There is no doubt that the clouds of war are gathering. Western elites, as we have pointed out in a string of articles now, seem to have thrown up their collective hands and fallen back on brute force as their dominant social themes fail one by one. No doubt they still plot world government more fervently than ever, and yet, too, they seem engaged in some sort of holding action, hoping that generalized war will stave off the changes currently being forced by the Internet's Reformation. Their plans now seem to be confronted at most every pass. War (along with economic chaos) is an ever-more attractive tool.

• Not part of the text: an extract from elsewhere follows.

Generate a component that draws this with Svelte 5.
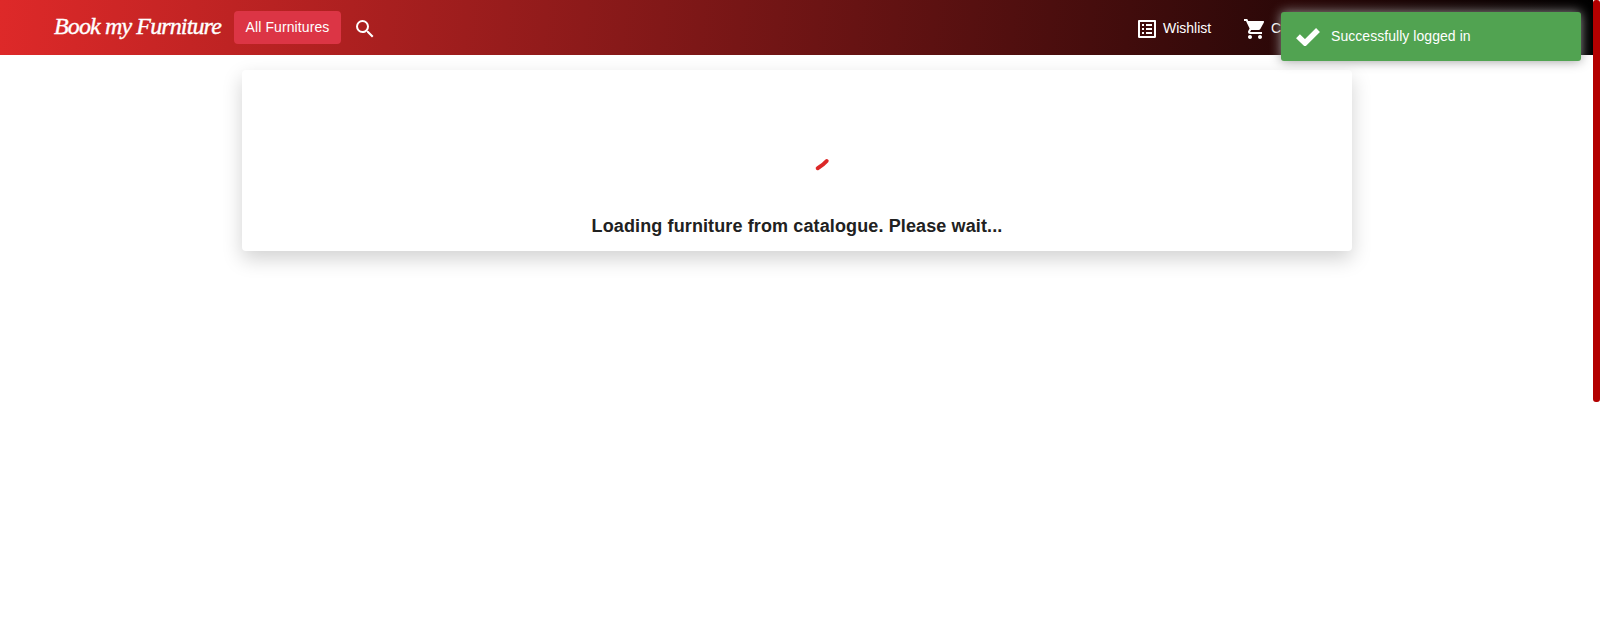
<script>
  const brand = 'Book my Furniture';
</script>

<div class="page">
  <header>
    <span class="brand">{brand}</span>
    <button class="all">All Furnitures</button>
    <svg class="search" width="24" height="24" viewBox="0 0 24 24"><path d="M15.5 14h-.79l-.28-.27A6.471 6.471 0 0 0 16 9.5 6.5 6.5 0 1 0 9.5 16c1.61 0 3.09-.59 4.23-1.57l.27.28v.79l5 4.99L20.49 19l-4.99-5zm-6 0C7.01 14 5 11.99 5 9.5S7.01 5 9.5 5 14 7.01 14 9.5 11.99 14 9.5 14z"/></svg>
    <nav>
      <a class="wish" href="#wishlist"><svg width="24" height="24" viewBox="0 0 24 24"><path d="M19 5v14H5V5h14m1.1-2H3.9c-.5 0-.9.4-.9.9v16.2c0 .4.4.9.9.9h16.2c.4 0 .9-.5.9-.9V3.9c0-.5-.5-.9-.9-.9zM11 7h6v2h-6V7zm0 4h6v2h-6v-2zm0 4h6v2h-6zM7 7h2v2H7zm0 4h2v2H7zm0 4h2v2H7z"/></svg><span>Wishlist</span></a>
      <a class="cart" href="#cart"><svg width="24" height="24" viewBox="0 0 24 24"><path d="M7 18c-1.1 0-1.99.9-1.99 2S5.9 22 7 22s2-.9 2-2-.9-2-2-2zM1 2v2h2l3.6 7.59-1.35 2.45c-.16.28-.25.61-.25.96 0 1.1.9 2 2 2h12v-2H7.42c-.14 0-.25-.11-.25-.25l.03-.12.9-1.63h7.45c.75 0 1.41-.41 1.75-1.03l3.58-6.49A1.003 1.003 0 0 0 20 4H5.21l-.94-2H1zm16 16c-1.1 0-1.99.9-1.99 2s.89 2 1.99 2 2-.9 2-2-.9-2-2-2z"/></svg><span>C</span></a>
    </nav>
  </header>

  <main>
    <section class="card">
      <svg class="spinner" width="60" height="60" viewBox="0 0 60 60"><path d="M35.7 27.2Q41 24.2 44.7 20" /></svg>
      <h3>Loading furniture from catalogue. Please wait...</h3>
    </section>
  </main>

  <div class="toast" role="alert">
    <svg width="24" height="18" viewBox="0 0 24 18"><path d="M2 8.2L9 15L22 2" /></svg>
    <span>Successfully logged in</span>
  </div>
  <div class="scroll"></div>
</div>

<style>
  :global(body) { margin: 0; background: #fff; overflow: hidden; }
  .page { position: relative; height: 634px; overflow: hidden; font-family: "Liberation Sans", Arial, sans-serif; }
  header { box-sizing: border-box; width: 1593px; height: 55px; padding-left: 54px; display: flex; align-items: flex-start; background: linear-gradient(95deg, #de2929, #000); color: #fff; }
  .brand { width: 170px; margin-top: 9px; flex: none; font: italic 24px/34px "Liberation Serif", serif; -webkit-text-stroke: .4px #fff; letter-spacing: -.87px; white-space: nowrap; }
  .all { box-sizing: border-box; width: 107px; height: 33px; margin: 11px 0 0 10px; padding: 0 0 1px; border: 0; border-radius: 4px; background: #dc3545; color: #fff; font: 14px "Liberation Sans", Arial, sans-serif; letter-spacing: .1px; white-space: nowrap; }
  .search { margin: 17px 0 0 12px; }
  svg { display: block; flex: none; fill: #fff; }
  nav { display: flex; margin-left: auto; width: 458px; height: 55px; }
  a { display: flex; align-items: center; gap: 4px; height: 24px; margin-top: 17px; color: #fff; font-size: 14px; letter-spacing: 0; text-decoration: none; }
  a span { position: relative; top: -1px; }
  .wish { width: 108px; }
  main { width: 1593px; padding-top: 15px; }
  .card { box-sizing: border-box; width: 1110px; height: 181px; margin-left: 242px; padding-top: 71px; border-radius: 4px; background: #fff; box-shadow: 0 8px 20px rgba(0,0,0,.18); }
  .spinner { margin: 0 0 0 540px; }
  .spinner path { fill: none; stroke: #dc2828; stroke-width: 4; stroke-linecap: round; }
  h3 { margin: 15px 0 0; font-size: 18px; line-height: 20px; color: #212121; text-align: center; letter-spacing: .12px; }
  .toast { position: absolute; left: 1281px; top: 12px; box-sizing: border-box; width: 300px; height: 49px; padding-left: 15px; display: flex; align-items: center; gap: 11px; border-radius: 3px; background: #51a351; color: #fff; font-size: 14px; letter-spacing: .05px; box-shadow: 0 0 12px #999; }
  .toast span { position: relative; top: -1px; }
  .toast path { fill: none; stroke: #fff; stroke-width: 5.5; }
  .scroll { position: absolute; right: 0; top: 0; width: 7px; height: 402px; border-radius: 3px; background: #b30000; }
</style>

In Afghanistan, the West's drones continue to drop bombs that murder women and children. And the apparently phony death of Osama bin Laden has allowed the US to ratchet up activities against Pakistan. Unrest in Pakistan is growing over the US illegal bombings. The Taliban are seemingly attacking everywhere, both in Pakistan and Afghanistan. In Iraq, US diplos twist arms, trying desperately to keep soldiers in huge, brand-new bases. In Israel, politicians vow not to give up a sliver of territory and Hezbollah (just yesterday) vows war. In Iran, nuclear reactor work continues despite Western threats and further sanctions. War is surely in the offing.

In Syria, the bloodletting advances along with Western deprivations. In Libya, a civil war rages, abetted by Western bombing. In Somalia, Al-Shabaab (youth) wage a war against the UN. In the Ivory Coast and Ghana a regional war has begun now that Nicolas Sarkozy has destabilized the region by putting his puppet president in place. Sudan has been destabilized by its new North and South regions; yesterday the North made further military moves to annex territory. On and on. Egypt and Tunisia are by no means settled; unrest is growing once more. Europe is destabilizing as the elites continue to insist on their "austerity."

After Thoughts

See a pattern, dear reader? There will be blood. Whose blood?